Written request> Reproduce each line bearing the word "index".

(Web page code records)

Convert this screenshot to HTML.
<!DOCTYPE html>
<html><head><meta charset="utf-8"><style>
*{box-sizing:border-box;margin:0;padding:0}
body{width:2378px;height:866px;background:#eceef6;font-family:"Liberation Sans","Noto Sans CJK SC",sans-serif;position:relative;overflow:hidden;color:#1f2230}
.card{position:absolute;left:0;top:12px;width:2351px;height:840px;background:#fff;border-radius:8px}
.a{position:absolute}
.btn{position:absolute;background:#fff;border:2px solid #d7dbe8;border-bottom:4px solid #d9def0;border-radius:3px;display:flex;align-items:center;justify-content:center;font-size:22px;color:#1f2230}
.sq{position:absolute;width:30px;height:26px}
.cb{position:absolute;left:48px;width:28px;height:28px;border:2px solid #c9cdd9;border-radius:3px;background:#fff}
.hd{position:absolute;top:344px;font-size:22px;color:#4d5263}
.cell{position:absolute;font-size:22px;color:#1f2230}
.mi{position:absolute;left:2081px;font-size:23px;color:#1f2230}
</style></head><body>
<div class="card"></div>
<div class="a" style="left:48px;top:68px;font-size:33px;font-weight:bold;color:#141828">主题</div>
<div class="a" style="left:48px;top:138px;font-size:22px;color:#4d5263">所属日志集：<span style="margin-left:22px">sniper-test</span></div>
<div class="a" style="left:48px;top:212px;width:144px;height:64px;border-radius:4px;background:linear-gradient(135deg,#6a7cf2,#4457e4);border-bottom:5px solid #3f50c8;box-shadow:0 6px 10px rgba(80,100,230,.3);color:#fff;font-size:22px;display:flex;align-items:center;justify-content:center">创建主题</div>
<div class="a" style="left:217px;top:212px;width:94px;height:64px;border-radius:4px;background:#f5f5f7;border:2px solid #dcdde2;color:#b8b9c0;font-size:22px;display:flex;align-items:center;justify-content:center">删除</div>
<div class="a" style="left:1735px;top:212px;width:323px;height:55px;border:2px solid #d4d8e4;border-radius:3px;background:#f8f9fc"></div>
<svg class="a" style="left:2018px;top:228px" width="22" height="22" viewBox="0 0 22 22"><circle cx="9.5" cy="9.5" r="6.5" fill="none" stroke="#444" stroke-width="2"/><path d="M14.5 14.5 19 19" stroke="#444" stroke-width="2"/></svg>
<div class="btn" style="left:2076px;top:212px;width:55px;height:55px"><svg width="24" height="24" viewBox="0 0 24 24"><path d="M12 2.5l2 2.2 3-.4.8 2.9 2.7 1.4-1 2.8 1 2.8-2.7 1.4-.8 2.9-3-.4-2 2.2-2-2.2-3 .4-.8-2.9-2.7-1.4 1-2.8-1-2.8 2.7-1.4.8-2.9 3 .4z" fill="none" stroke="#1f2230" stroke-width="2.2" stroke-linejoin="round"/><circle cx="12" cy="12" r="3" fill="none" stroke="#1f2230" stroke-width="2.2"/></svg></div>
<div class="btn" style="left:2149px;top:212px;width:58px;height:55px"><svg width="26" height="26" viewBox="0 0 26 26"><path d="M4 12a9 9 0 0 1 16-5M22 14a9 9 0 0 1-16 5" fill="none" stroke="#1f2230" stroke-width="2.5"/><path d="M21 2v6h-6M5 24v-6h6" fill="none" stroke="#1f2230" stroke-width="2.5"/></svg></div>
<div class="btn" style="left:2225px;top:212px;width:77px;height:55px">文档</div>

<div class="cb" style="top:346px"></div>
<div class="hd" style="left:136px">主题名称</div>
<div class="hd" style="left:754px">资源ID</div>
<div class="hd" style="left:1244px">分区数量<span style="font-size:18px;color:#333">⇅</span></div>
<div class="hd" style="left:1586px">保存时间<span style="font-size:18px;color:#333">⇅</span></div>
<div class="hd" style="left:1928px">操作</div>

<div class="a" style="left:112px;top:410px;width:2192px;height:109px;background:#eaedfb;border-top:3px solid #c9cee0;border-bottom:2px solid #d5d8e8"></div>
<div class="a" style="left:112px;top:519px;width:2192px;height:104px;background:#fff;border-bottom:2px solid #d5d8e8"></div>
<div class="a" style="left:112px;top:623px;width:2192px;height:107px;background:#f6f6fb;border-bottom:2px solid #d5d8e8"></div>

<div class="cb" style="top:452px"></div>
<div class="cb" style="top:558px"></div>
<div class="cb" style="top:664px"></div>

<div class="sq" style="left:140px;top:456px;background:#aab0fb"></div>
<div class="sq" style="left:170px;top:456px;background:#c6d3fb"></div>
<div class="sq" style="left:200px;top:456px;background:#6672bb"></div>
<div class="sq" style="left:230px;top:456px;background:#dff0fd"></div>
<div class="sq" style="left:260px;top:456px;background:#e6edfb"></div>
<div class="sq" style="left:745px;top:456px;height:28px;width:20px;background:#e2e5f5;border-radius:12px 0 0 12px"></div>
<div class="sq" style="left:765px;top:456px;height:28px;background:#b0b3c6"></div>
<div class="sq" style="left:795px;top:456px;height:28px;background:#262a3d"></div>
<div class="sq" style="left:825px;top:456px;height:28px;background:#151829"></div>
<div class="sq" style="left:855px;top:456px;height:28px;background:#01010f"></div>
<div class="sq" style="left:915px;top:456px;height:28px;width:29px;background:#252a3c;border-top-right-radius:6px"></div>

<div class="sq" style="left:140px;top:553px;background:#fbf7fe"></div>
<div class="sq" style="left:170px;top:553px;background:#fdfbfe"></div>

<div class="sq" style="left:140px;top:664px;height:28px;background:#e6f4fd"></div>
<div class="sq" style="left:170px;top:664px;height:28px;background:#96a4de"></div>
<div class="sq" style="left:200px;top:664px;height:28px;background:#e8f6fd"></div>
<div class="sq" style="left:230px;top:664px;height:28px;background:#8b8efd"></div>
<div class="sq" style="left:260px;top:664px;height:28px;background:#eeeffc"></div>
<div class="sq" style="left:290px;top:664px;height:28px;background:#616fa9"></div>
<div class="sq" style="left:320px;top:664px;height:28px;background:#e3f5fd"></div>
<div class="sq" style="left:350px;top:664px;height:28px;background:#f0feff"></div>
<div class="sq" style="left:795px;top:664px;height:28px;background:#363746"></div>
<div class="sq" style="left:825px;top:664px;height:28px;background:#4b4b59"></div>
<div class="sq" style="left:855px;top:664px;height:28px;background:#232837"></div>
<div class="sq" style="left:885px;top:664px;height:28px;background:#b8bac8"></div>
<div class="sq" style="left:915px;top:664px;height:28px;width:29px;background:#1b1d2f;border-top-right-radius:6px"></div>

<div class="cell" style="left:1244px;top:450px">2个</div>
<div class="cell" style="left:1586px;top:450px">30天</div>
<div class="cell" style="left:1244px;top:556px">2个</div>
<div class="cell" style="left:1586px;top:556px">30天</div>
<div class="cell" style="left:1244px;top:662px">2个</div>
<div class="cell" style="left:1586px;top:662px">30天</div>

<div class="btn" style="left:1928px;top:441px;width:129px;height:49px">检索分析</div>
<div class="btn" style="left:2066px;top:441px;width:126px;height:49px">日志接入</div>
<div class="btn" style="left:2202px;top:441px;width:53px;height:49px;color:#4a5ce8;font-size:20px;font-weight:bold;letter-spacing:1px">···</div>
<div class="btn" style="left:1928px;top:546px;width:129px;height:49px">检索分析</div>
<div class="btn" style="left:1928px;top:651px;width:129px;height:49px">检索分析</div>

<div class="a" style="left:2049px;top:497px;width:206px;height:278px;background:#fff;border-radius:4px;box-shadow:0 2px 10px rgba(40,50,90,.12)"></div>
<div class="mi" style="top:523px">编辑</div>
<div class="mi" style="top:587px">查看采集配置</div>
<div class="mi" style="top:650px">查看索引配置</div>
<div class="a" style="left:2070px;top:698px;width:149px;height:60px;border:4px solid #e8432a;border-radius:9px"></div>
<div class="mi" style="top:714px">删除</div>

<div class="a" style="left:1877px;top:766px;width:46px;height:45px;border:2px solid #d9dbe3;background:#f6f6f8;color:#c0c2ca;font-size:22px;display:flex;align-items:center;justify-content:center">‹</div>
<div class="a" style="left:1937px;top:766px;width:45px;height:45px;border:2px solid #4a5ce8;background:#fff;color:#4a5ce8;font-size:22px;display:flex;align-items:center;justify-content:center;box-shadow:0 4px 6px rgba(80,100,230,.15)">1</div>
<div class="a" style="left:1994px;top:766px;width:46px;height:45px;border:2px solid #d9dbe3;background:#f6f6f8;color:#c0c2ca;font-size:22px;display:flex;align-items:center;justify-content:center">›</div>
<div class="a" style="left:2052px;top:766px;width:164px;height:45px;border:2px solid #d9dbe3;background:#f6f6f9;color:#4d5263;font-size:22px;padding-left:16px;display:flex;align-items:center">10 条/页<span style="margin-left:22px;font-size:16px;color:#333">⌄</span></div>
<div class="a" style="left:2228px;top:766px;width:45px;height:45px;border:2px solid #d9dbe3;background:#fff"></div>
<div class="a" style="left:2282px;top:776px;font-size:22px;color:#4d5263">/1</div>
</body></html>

---

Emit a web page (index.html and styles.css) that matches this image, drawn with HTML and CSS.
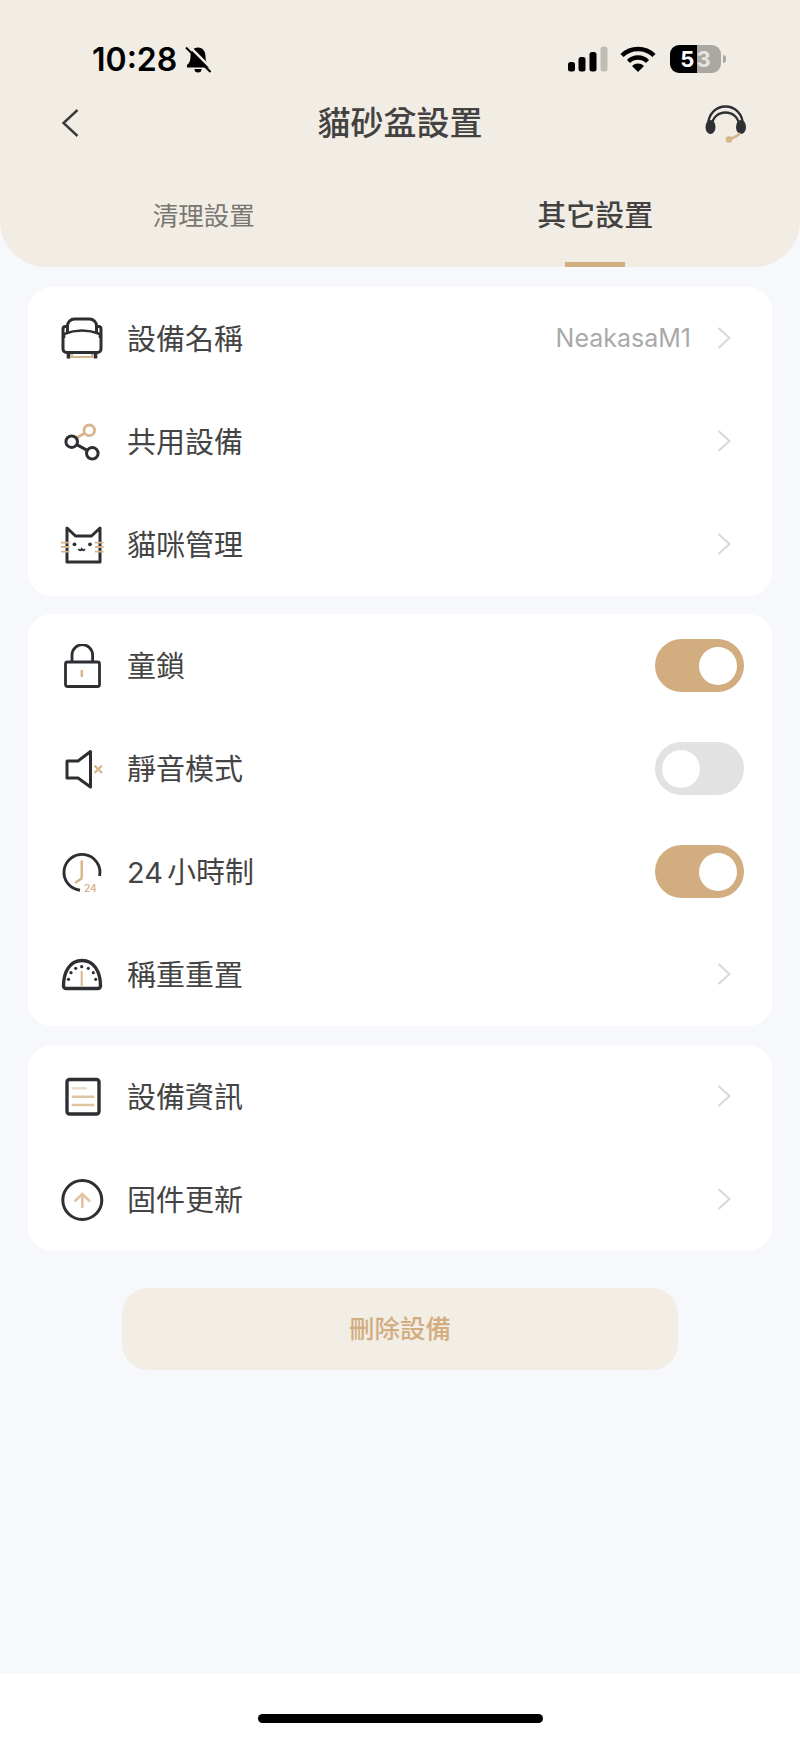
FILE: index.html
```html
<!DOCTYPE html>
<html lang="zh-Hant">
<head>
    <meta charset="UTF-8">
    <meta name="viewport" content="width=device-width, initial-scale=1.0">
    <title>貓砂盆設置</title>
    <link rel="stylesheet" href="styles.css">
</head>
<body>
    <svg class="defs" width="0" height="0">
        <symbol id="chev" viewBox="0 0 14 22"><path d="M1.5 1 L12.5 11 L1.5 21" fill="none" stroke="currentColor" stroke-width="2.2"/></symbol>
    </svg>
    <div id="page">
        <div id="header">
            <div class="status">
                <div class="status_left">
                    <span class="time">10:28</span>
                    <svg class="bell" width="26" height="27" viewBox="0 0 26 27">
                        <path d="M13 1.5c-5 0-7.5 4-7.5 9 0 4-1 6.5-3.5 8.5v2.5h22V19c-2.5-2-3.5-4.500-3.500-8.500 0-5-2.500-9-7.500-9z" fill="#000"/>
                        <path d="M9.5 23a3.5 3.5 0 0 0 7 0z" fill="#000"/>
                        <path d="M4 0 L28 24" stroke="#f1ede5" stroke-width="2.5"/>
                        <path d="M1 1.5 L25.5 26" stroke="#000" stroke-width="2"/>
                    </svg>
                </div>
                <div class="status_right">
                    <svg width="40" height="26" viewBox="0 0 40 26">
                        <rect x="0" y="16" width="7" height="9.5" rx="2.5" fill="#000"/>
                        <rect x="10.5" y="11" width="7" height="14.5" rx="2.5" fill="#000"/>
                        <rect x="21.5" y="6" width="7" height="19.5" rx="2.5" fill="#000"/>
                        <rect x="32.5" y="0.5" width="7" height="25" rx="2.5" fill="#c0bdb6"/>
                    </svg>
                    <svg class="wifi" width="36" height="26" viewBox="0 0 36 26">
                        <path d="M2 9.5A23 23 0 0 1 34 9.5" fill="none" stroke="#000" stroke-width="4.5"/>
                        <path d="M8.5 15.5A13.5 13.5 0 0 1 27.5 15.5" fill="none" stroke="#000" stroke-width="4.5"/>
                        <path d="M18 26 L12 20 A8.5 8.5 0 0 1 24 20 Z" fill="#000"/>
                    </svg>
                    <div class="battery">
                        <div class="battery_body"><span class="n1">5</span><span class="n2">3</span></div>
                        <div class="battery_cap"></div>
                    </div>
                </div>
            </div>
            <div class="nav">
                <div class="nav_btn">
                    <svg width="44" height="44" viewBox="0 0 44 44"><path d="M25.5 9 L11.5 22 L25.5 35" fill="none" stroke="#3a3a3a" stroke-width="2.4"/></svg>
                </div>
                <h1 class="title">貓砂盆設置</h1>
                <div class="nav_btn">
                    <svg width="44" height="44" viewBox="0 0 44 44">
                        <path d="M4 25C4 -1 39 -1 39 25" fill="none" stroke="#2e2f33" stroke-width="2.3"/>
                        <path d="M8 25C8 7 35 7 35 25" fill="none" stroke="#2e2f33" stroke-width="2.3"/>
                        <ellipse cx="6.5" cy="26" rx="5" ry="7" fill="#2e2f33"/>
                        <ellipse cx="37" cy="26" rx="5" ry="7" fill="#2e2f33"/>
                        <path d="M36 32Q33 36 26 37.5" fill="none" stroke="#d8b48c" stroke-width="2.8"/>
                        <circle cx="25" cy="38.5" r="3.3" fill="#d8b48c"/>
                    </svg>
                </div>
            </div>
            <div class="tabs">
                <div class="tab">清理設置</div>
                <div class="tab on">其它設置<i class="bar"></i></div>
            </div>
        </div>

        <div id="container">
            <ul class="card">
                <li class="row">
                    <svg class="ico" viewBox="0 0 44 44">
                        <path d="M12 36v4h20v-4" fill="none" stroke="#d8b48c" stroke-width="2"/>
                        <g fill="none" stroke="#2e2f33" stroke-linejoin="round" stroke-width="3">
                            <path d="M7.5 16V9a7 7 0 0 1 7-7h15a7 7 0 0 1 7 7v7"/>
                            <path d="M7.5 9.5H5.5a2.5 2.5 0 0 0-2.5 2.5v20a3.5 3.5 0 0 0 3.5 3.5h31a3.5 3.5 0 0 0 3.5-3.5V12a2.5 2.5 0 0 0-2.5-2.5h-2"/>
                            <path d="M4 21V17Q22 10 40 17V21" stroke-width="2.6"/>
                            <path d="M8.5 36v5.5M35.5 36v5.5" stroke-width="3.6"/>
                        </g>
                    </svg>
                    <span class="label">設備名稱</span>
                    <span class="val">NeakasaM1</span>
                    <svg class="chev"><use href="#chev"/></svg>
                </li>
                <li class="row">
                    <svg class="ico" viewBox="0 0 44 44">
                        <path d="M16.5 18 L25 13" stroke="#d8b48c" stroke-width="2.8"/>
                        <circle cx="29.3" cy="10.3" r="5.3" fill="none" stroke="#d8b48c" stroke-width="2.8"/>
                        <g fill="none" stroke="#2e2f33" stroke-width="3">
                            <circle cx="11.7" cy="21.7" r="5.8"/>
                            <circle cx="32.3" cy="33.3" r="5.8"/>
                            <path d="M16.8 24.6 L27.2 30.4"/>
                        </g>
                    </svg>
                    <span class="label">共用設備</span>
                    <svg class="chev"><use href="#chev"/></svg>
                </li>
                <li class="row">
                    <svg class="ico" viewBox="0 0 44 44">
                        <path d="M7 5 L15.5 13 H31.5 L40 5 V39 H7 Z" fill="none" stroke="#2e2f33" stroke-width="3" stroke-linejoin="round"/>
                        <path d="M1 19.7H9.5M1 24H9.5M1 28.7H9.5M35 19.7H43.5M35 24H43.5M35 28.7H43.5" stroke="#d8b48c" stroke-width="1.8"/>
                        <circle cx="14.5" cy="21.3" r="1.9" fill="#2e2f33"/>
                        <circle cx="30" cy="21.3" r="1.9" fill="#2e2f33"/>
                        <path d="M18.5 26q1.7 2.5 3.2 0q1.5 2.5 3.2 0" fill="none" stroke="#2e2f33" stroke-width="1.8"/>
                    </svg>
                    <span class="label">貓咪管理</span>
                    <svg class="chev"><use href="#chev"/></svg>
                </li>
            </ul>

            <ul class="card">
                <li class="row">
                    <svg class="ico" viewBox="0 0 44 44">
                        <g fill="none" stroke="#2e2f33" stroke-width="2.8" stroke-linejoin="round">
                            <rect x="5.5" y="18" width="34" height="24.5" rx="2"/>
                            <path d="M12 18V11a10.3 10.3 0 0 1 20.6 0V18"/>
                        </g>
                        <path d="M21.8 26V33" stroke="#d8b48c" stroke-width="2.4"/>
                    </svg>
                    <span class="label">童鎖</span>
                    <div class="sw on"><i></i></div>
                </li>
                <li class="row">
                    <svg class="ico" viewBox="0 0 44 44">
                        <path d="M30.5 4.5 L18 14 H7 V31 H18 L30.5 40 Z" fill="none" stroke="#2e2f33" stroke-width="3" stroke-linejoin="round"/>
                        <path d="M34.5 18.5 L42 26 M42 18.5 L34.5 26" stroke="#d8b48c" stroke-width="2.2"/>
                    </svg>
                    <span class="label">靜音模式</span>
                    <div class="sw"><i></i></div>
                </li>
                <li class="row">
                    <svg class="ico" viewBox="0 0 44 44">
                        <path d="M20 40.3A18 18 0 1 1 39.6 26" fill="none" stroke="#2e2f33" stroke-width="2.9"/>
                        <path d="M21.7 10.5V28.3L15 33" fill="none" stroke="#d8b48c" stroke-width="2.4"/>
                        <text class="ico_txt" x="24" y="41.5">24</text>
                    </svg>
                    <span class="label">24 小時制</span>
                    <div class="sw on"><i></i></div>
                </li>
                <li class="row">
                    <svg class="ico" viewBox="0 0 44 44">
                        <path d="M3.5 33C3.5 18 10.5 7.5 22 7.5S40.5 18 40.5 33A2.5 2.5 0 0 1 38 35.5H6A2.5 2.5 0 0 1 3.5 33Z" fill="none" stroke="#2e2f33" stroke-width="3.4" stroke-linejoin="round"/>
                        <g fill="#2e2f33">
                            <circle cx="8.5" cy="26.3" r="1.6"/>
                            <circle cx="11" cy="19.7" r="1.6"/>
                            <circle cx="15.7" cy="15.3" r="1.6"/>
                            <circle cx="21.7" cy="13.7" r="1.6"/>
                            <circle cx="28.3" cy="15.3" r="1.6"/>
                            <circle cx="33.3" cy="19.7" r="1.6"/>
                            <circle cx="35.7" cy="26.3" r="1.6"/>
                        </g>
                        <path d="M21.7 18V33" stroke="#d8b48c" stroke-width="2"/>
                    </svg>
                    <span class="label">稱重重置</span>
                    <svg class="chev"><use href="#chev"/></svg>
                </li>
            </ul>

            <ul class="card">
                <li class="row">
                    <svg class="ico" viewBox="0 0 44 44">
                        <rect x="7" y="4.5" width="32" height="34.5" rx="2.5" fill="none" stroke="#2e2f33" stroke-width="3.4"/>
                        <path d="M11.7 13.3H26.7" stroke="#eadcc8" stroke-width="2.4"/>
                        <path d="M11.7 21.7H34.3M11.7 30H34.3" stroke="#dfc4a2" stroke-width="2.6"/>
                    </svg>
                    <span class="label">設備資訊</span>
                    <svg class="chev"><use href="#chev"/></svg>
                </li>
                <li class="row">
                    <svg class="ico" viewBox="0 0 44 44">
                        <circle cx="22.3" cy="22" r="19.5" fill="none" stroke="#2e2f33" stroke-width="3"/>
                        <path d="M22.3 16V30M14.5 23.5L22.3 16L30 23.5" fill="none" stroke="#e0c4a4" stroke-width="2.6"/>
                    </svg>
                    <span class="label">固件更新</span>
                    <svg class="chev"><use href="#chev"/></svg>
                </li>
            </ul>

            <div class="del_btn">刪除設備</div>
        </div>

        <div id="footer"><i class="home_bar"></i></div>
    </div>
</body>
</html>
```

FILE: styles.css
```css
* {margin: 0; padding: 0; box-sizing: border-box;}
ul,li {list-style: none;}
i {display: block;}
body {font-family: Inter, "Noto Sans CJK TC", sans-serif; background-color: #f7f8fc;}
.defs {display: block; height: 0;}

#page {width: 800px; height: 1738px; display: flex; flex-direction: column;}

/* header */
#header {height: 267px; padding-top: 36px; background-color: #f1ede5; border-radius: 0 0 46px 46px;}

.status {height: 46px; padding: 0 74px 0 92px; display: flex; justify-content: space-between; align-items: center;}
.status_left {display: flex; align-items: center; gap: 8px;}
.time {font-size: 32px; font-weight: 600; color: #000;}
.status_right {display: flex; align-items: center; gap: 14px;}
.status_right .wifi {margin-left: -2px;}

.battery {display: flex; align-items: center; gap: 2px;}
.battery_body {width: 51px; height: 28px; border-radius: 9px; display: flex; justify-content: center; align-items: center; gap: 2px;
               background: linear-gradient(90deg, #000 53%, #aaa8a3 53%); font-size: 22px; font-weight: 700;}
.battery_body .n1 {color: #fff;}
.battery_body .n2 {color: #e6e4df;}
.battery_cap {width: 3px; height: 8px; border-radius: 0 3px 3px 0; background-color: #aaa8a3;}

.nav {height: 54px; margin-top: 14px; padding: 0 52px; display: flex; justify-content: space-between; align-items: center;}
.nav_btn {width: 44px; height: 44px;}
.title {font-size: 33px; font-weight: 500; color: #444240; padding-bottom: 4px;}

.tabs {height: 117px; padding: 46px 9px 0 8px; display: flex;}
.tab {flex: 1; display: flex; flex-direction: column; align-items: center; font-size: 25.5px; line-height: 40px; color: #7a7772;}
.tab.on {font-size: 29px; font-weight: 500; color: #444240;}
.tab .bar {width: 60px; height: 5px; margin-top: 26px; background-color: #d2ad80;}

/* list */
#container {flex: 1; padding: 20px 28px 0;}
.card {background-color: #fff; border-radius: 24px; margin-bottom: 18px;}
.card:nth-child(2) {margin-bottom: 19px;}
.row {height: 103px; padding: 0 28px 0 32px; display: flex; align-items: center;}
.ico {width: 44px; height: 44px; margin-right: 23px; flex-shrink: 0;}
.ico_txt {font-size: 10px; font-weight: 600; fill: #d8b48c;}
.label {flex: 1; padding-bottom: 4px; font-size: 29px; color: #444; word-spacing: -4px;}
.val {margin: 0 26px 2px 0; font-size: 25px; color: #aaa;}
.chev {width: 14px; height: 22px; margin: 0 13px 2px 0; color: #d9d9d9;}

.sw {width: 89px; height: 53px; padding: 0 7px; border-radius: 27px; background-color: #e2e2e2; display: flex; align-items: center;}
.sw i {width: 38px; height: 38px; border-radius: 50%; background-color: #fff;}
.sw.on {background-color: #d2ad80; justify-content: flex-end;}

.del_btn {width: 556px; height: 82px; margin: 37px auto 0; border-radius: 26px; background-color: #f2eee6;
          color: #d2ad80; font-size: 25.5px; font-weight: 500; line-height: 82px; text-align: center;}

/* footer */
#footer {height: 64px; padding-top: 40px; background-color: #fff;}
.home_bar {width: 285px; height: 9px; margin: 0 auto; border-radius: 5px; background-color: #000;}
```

...

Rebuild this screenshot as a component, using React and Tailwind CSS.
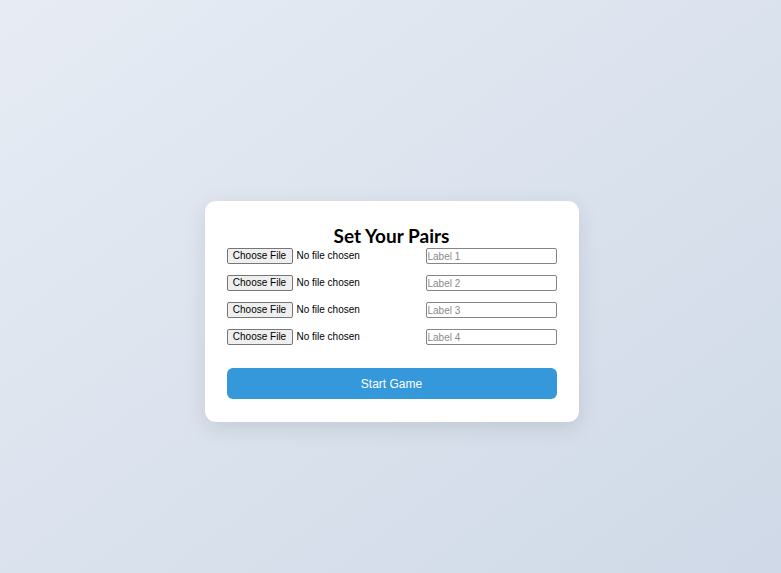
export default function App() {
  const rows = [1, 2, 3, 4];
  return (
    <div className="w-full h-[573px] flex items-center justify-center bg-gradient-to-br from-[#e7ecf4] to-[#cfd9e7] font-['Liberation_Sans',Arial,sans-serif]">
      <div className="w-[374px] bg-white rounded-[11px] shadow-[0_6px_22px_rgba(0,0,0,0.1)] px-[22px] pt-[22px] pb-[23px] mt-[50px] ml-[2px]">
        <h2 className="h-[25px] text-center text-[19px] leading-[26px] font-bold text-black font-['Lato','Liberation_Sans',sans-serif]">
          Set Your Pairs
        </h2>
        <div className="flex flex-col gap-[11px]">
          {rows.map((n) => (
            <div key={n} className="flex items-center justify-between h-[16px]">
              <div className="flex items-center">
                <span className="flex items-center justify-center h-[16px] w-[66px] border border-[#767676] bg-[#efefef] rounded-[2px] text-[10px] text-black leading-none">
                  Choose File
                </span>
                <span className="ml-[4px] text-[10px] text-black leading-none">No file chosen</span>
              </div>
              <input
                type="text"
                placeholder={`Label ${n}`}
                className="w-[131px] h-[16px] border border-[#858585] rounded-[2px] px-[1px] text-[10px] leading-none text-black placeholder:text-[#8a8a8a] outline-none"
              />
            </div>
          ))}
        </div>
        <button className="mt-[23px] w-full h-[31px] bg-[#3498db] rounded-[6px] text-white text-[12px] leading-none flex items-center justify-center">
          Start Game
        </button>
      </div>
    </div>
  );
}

Exercise result>
Emit a web page (index.html and styles.css) that matches this image, drawn with HTML and CSS.
FILE: index.html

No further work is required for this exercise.